Exercise instructions – Transcribe the material in full. Nothing should differ except that the pictures are left out.

Dataset section –
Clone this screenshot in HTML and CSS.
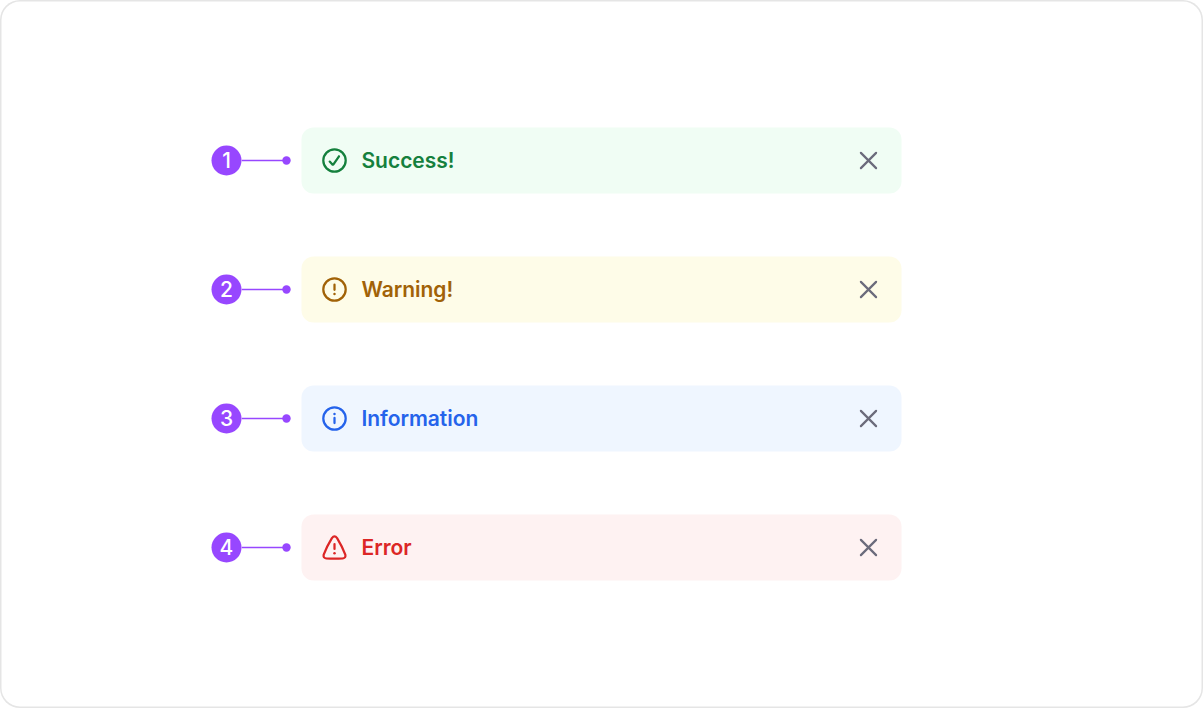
FILE: index.html
```html
<!DOCTYPE html>
<html lang="en">
<head>
<meta charset="utf-8">
<title>Alert variants</title>
<link rel="stylesheet" href="styles.css">
</head>
<body>
<main class="frame">
  <div class="row">
    <div class="marker"><span class="number">1</span><svg class="pointer" viewBox="0 0 50 10"><path d="M0 5H45"/><circle cx="45" cy="5" r="4.2"/></svg></div>
    <div class="alert success">
      <svg class="icon" viewBox="0 0 26 26"><circle cx="13" cy="13" r="11.2"/><path d="M8.2 14.1L10.7 16.8Q11.5 17.5 12.1 16.6L17.5 8.8"/></svg>
      <span class="label">Success!</span>
      <svg class="close" viewBox="0 0 20 20"><path d="M2.4 2.4L17.6 17.6M17.6 2.4L2.4 17.6"/></svg>
    </div>
  </div>
  <div class="row">
    <div class="marker"><span class="number">2</span><svg class="pointer" viewBox="0 0 50 10"><path d="M0 5H45"/><circle cx="45" cy="5" r="4.2"/></svg></div>
    <div class="alert warning">
      <svg class="icon" viewBox="0 0 26 26"><circle cx="13" cy="13" r="11.2"/><path d="M13 8.2V13.3"/><circle class="dot" cx="13" cy="17.4" r="1.25"/></svg>
      <span class="label">Warning!</span>
      <svg class="close" viewBox="0 0 20 20"><path d="M2.4 2.4L17.6 17.6M17.6 2.4L2.4 17.6"/></svg>
    </div>
  </div>
  <div class="row">
    <div class="marker"><span class="number">3</span><svg class="pointer" viewBox="0 0 50 10"><path d="M0 5H45"/><circle cx="45" cy="5" r="4.2"/></svg></div>
    <div class="alert info">
      <svg class="icon" viewBox="0 0 26 26"><circle cx="13" cy="13" r="11.2"/><path d="M13 12.4V17.5"/><circle class="dot" cx="13" cy="8.5" r="1.25"/></svg>
      <span class="label">Information</span>
      <svg class="close" viewBox="0 0 20 20"><path d="M2.4 2.4L17.6 17.6M17.6 2.4L2.4 17.6"/></svg>
    </div>
  </div>
  <div class="row">
    <div class="marker"><span class="number">4</span><svg class="pointer" viewBox="0 0 50 10"><path d="M0 5H45"/><circle cx="45" cy="5" r="4.2"/></svg></div>
    <div class="alert error">
      <svg class="icon" viewBox="0 0 26 26"><path d="M10.4 3.6Q13 .1 15.6 3.6Q20.4 11.4 23.8 20.1Q24.6 23.5 21.3 23.9Q13 24.3 4.7 23.9Q1.4 23.5 2.2 20.1Q5.6 11.4 10.4 3.6Z"/><path d="M13 9.6V14.4"/><circle class="dot" cx="13" cy="18.8" r="1.25"/></svg>
      <span class="label">Error</span>
      <svg class="close" viewBox="0 0 20 20"><path d="M2.4 2.4L17.6 17.6M17.6 2.4L2.4 17.6"/></svg>
    </div>
  </div>
</main>
</body>
</html>
```
FILE: styles.css
```css
* { box-sizing: border-box; }
body { margin: 0; background: #fff; font-family: Inter, "Liberation Sans", sans-serif; }
.frame {
  width: 1203px;
  height: 708px;
  padding: 127px 0 0 211px;
  box-shadow: inset 0 0 0 1.5px #e5e5e5;
  border-radius: 20px;
  display: flex;
  flex-direction: column;
  gap: 63px;
}
.row { display: flex; align-items: center; gap: 10px; height: 66px; transform: translate(.5px, .5px); }
.marker { display: flex; align-items: center; width: 80px; }
.number {
  width: 30px;
  height: 30px;
  border-radius: 50%;
  background: #9747ff;
  color: #fff;
  font-size: 21px;
  font-weight: 500;
  line-height: 30px;
  text-align: center;
}
.pointer { width: 50px; height: 10px; fill: #9747ff; }
.pointer path { stroke: #9747ff; stroke-width: 1.5; }
.alert {
  width: 600px;
  height: 66px;
  border-radius: 12px;
  padding: 0 23px 0 20px;
  display: flex;
  align-items: center;
}
.icon { width: 26px; height: 26px; fill: none; stroke: currentColor; stroke-width: 2.25; stroke-linecap: round; stroke-linejoin: round; }
.icon .dot { fill: currentColor; stroke: none; }
.label { margin-left: 14px; font-size: 21px; font-weight: 600; line-height: 30px; letter-spacing: -.04px; }
.close { width: 20px; height: 20px; margin-left: auto; stroke: #6b6b7b; stroke-width: 2.2; stroke-linecap: round; }
.success { background: #f0fdf4; color: #15803d; }
.warning { background: #fefce8; color: #a16207; }
.info { background: #eff6ff; color: #2563eb; }
.error { background: #fef2f2; color: #dc2626; }
```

Correct response –
Clone this screenshot in HTML and CSS.
FILE: index.html
```html
<!DOCTYPE html>
<html lang="en">
<head>
<meta charset="utf-8">
<title>Alert variants</title>
<link rel="stylesheet" href="styles.css">
</head>
<body>
<main class="frame">
  <div class="row">
    <div class="marker"><span class="number">1</span><svg class="pointer" viewBox="0 0 50 10"><path d="M0 5H45"/><circle cx="45" cy="5" r="4.2"/></svg></div>
    <div class="alert success">
      <svg class="icon" viewBox="0 0 26 26"><circle cx="13" cy="13" r="11.2"/><path d="M8.2 14.1L10.7 16.8Q11.5 17.5 12.1 16.6L17.5 8.8"/></svg>
      <span class="label">Success!</span>
      <svg class="close" viewBox="0 0 20 20"><path d="M2.4 2.4L17.6 17.6M17.6 2.4L2.4 17.6"/></svg>
    </div>
  </div>
  <div class="row">
    <div class="marker"><span class="number">2</span><svg class="pointer" viewBox="0 0 50 10"><path d="M0 5H45"/><circle cx="45" cy="5" r="4.2"/></svg></div>
    <div class="alert warning">
      <svg class="icon" viewBox="0 0 26 26"><circle cx="13" cy="13" r="11.2"/><path d="M13 8.2V13.3"/><circle class="dot" cx="13" cy="17.4" r="1.25"/></svg>
      <span class="label">Warning!</span>
      <svg class="close" viewBox="0 0 20 20"><path d="M2.4 2.4L17.6 17.6M17.6 2.4L2.4 17.6"/></svg>
    </div>
  </div>
  <div class="row">
    <div class="marker"><span class="number">3</span><svg class="pointer" viewBox="0 0 50 10"><path d="M0 5H45"/><circle cx="45" cy="5" r="4.2"/></svg></div>
    <div class="alert info">
      <svg class="icon" viewBox="0 0 26 26"><circle cx="13" cy="13" r="11.2"/><path d="M13 12.4V17.5"/><circle class="dot" cx="13" cy="8.5" r="1.25"/></svg>
      <span class="label">Information</span>
      <svg class="close" viewBox="0 0 20 20"><path d="M2.4 2.4L17.6 17.6M17.6 2.4L2.4 17.6"/></svg>
    </div>
  </div>
  <div class="row">
    <div class="marker"><span class="number">4</span><svg class="pointer" viewBox="0 0 50 10"><path d="M0 5H45"/><circle cx="45" cy="5" r="4.2"/></svg></div>
    <div class="alert error">
      <svg class="icon" viewBox="0 0 26 26"><path d="M10.4 3.6Q13 .1 15.6 3.6Q20.4 11.4 23.8 20.1Q24.6 23.5 21.3 23.9Q13 24.3 4.7 23.9Q1.4 23.5 2.2 20.1Q5.6 11.4 10.4 3.6Z"/><path d="M13 9.6V14.4"/><circle class="dot" cx="13" cy="18.8" r="1.25"/></svg>
      <span class="label">Error</span>
      <svg class="close" viewBox="0 0 20 20"><path d="M2.4 2.4L17.6 17.6M17.6 2.4L2.4 17.6"/></svg>
    </div>
  </div>
</main>
</body>
</html>
```
FILE: styles.css
```css
* { box-sizing: border-box; }
body { margin: 0; background: #fff; font-family: Inter, "Liberation Sans", sans-serif; }
.frame {
  width: 1203px;
  height: 708px;
  padding: 127px 0 0 211px;
  box-shadow: inset 0 0 0 1.5px #e5e5e5;
  border-radius: 20px;
  display: flex;
  flex-direction: column;
  gap: 63px;
}
.row { display: flex; align-items: center; gap: 10px; height: 66px; transform: translate(.5px, .5px); }
.marker { display: flex; align-items: center; width: 80px; }
.number {
  width: 30px;
  height: 30px;
  border-radius: 50%;
  background: #9747ff;
  color: #fff;
  font-size: 21px;
  font-weight: 500;
  line-height: 30px;
  text-align: center;
}
.pointer { width: 50px; height: 10px; fill: #9747ff; }
.pointer path { stroke: #9747ff; stroke-width: 1.5; }
.alert {
  width: 600px;
  height: 66px;
  border-radius: 12px;
  padding: 0 23px 0 20px;
  display: flex;
  align-items: center;
}
.icon { width: 26px; height: 26px; fill: none; stroke: currentColor; stroke-width: 2.25; stroke-linecap: round; stroke-linejoin: round; }
.icon .dot { fill: currentColor; stroke: none; }
.label { margin-left: 14px; font-size: 21px; font-weight: 600; line-height: 30px; letter-spacing: -.04px; }
.close { width: 20px; height: 20px; margin-left: auto; stroke: #6b6b7b; stroke-width: 2.2; stroke-linecap: round; }
.success { background: #f0fdf4; color: #15803d; }
.warning { background: #fefce8; color: #a16207; }
.info { background: #eff6ff; color: #2563eb; }
.error { background: #fef2f2; color: #dc2626; }
```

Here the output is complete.